E o anjo do SENHOR apareceu a esta mulher, e disse-lhe: Eis que agora és estéril, e nunca tens concebido; porém conceberás, e terás um filho.
(Juízes 13:2-3)
Com algumas diferenças, as circunstâncias básicas deste relato se repetem no nascimento de Samuel (1º Samuel 1).
Antes disso, Deus já havia intervindo no nascimento de Isaac (Génesis 21: 1-4).

Os relatos sobre anunciações a mães de grandes personagens aparecem em todas as culturas antigas do mundo.
China: anunciação à mãe do imperador Chin-Nung ou à de Siuen-Wu-ti;
Japão: anunciação à mãe de Sotoktaïs;
Irlanda: anunciação à mãe de Stanta (encarnação do deus Lug);
México: anunciação à mãe do deus Quetzalcoatl;
Índia: anunciação à mãe do deus Vishnu (encarnado no filho de Nabhi);
Grécia: anunciação à mãe de Apolónio de Tiana (encarnação do deus Proteu);
Pérsia: anunciação à mãe de Zoroastro ou Zaratustra, reformador religioso do masdeísmo;
Egipto: anunciação às mães dos faraós egípcios (por exemplo, no templo de Luxor ainda se pode ver o mensageiro dos deuses Thot anunciando à rainha Maud sua futura maternidade por graça do deus supremo Amón).
(esta lista poderia ser interminável)

"Todos os grandes personagens, fossem reis ou sábios - como, por exemplo, os gregos Pitágoras (c. 570 - 490 a.C.) ou Platão (c. 427 - 347 a.C.) -, ou aqueles que se tornaram o centro de alguma religião e que acabaram sendo adorados como "filhos de Deus", Buda, Krishna, Confucio ou Lao-Tsé, foram mitificados para a posteridade como filhos de uma virgem. Jesus, surgido muito depois deles, ainda que sujeito a um papel equivalente ao de seus antecessores, não ia ser menos. Dessa forma, budismo, confucionismo, taoísmo e cristianismo ficaram impregnados com o selo indelével de haver sido resultado da obra de um "filho do Céu", encarnado através do acesso directo e sobrenatural de Deus ao ventre de uma virgem especialmente apropriada e escolhida."
(Pepe Rodríguez, Mentiras Fundamentales de la Iglesia Católica, Ediciones B, S.A., 2004, Barcelona)
(a sofrível tradução é minha)

sábado, 1 de setembro de 2012

Quando o Papa ainda não era infalível

A infalibilidade do Papa em matéria de fé e de costumes só foi promulgada em 1.870. Antes disso, alguns Papas  soltaram o verbo:

Desde tempos imemoriais é sabido quão proveitosa nos tem sido esta fábula de Jesus Cristo.
(carta do papa Leão X (1.513 - 1.521), dirigida ao cardeal Bembo).

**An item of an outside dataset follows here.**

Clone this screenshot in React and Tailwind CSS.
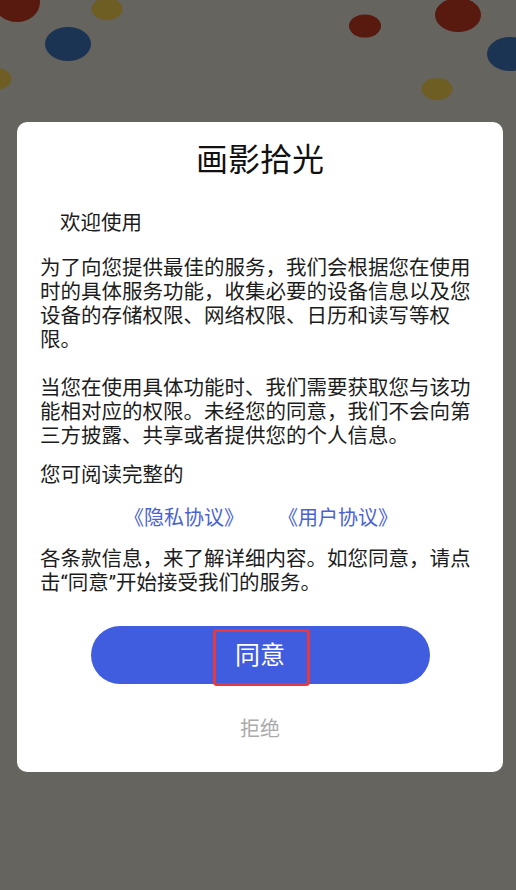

Reprovam-me por, de vez em quando, me entreter com Tasso, Dante e Ariosto. Mas não sabem que sua leitura é a deliciosa bebida que me ajuda a digerir a rude substância dos estúpidos doutores da Igreja? Não sabem que esses poetas me proporcionam cores brilhantes, com a ajuda das quais suporto os absurdos da religião?
(carta do papa Clemente XII (1.740 - 1.758), dirigida a Montfauçon).